- [Set task]: Keep only the lines where "styles" appears.
========================================
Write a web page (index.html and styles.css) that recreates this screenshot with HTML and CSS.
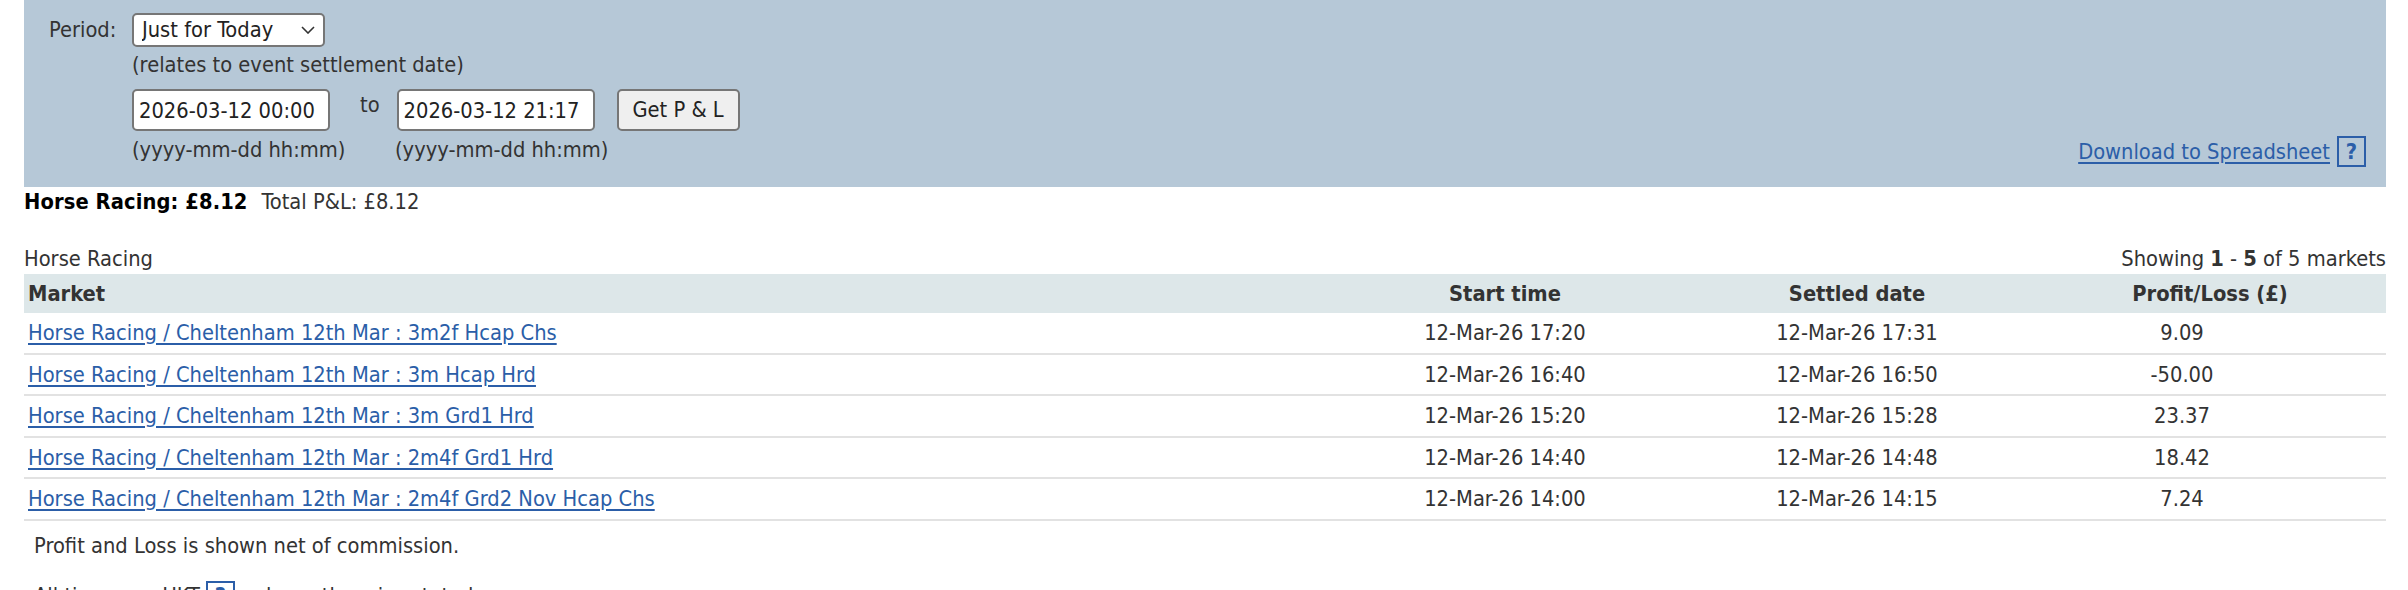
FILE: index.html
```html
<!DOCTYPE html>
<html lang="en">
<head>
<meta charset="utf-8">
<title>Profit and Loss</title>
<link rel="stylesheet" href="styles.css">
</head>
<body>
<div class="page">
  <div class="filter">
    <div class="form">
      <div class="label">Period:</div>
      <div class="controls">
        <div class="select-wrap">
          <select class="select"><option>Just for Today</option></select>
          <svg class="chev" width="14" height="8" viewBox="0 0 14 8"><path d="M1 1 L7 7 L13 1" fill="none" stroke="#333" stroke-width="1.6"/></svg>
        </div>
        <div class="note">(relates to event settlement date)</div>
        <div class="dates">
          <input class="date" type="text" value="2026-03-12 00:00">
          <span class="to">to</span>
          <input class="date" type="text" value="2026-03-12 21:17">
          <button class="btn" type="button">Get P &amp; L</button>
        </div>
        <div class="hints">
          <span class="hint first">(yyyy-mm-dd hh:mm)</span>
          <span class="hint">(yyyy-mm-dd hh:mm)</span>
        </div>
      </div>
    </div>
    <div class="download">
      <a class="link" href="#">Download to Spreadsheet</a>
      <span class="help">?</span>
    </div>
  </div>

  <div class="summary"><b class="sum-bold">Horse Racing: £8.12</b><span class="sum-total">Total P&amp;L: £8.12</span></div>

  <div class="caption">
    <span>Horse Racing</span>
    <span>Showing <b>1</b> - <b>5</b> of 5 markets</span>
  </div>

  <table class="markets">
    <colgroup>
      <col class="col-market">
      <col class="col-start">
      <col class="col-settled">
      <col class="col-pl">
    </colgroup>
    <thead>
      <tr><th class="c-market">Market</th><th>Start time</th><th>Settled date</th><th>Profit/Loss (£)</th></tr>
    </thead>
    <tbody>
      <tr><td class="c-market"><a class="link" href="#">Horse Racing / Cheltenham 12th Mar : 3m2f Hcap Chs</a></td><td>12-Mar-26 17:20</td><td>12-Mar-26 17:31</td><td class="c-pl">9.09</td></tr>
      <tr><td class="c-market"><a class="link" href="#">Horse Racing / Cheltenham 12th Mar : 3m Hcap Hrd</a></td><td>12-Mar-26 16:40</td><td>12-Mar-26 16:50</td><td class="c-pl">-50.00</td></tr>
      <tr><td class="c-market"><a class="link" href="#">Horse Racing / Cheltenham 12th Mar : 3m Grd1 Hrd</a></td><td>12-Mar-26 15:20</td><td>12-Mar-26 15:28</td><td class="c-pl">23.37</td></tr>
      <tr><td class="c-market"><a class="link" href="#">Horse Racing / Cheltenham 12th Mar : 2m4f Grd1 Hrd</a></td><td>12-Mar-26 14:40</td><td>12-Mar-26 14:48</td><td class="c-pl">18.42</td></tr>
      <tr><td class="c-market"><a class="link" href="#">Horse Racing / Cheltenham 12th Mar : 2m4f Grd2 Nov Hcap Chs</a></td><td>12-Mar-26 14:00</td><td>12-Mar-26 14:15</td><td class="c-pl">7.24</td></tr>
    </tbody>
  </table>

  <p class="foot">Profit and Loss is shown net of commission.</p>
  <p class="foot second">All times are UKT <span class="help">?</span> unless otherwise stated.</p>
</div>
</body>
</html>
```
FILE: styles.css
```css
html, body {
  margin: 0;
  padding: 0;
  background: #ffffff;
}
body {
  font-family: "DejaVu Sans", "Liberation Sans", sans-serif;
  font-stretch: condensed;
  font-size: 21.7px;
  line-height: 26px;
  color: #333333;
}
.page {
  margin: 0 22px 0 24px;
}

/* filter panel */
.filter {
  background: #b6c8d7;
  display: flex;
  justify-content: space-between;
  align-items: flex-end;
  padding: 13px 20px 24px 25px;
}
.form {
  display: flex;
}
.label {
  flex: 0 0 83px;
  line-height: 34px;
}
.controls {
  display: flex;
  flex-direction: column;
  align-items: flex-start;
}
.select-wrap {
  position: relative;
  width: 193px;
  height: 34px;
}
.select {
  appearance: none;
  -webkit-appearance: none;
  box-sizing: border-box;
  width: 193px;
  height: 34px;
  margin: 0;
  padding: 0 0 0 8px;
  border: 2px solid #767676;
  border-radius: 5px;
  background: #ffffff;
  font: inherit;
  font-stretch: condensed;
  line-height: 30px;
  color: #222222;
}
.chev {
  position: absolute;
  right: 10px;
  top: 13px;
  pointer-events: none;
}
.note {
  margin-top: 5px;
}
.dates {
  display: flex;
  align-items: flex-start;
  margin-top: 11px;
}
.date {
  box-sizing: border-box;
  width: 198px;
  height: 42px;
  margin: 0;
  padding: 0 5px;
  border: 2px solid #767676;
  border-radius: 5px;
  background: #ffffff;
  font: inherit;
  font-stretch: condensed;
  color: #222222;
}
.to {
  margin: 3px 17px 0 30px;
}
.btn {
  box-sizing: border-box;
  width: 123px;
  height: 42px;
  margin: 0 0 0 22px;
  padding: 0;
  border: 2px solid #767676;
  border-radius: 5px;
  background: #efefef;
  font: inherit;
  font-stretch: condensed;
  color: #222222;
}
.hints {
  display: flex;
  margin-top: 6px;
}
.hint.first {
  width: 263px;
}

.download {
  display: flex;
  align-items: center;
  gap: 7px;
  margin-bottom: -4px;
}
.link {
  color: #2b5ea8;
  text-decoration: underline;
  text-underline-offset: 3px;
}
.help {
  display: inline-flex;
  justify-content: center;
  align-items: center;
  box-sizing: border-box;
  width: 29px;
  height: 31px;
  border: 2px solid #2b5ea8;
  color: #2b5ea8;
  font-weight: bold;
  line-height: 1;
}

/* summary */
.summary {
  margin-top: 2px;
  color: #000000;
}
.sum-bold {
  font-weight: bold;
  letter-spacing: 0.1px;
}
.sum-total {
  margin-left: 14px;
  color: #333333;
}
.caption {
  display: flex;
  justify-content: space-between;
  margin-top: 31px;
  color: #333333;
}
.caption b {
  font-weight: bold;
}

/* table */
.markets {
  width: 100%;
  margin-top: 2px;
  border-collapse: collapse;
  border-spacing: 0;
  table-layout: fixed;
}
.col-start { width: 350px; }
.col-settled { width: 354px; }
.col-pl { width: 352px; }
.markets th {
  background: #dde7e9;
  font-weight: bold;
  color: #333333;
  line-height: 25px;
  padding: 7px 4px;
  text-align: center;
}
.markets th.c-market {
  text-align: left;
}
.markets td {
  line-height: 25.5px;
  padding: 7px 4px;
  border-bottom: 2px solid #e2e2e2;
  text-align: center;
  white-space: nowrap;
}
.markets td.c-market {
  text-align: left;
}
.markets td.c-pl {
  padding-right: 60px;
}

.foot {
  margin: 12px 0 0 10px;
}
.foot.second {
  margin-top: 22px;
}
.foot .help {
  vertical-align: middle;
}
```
========================================
- [Output below]:
Write a web page (index.html and styles.css) that recreates this screenshot with HTML and CSS.
<link rel="stylesheet" href="styles.css">
FILE: styles.css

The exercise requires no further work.